I got an email today that really made my day: "Hi İrem Kuyucu, I recently came across your repository shady on GitHub — truly awesome! With 34 followers and 21 stars, your work is clearly admired."
Finally someone appreciates my Monero ransomware implementation! He even built a browser extension called "Coupongogo" and wanted me to try it.
Then I looked at the code. Turns out my new "fan" wasn't impressed by my coding skills. He was scouting for his next victim.
The extension is remote-controlled malware operated from Chinese servers (oversea[dot]mimixiaoke[dot]com). Right now it steals shopping data and injects affiliate links. But buried in the code? Pre-configured targeting for 18+ cryptocurrency exchanges.

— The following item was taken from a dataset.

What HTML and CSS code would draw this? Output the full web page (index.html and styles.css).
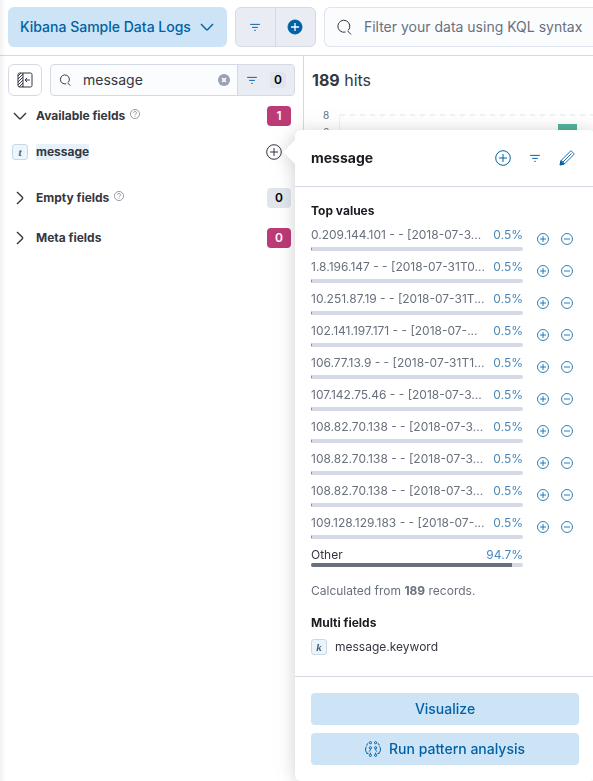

Here's what happens when they flip the switch: The extension starts monitoring your Coinbase, Binance, or Kraken sessions in real-time. When you initiate a withdrawal, it can inject fake confirmation dialogs that look identical to the exchange's real UI. When you paste a destination wallet address, it can use the clipboardWrite permission to silently swap it with the attacker's address. When you enter a withdrawal amount, it logs that data and sends it to their server. The *://*/* permission means they can do this on ANY website, not just the exchanges they've pre-configured.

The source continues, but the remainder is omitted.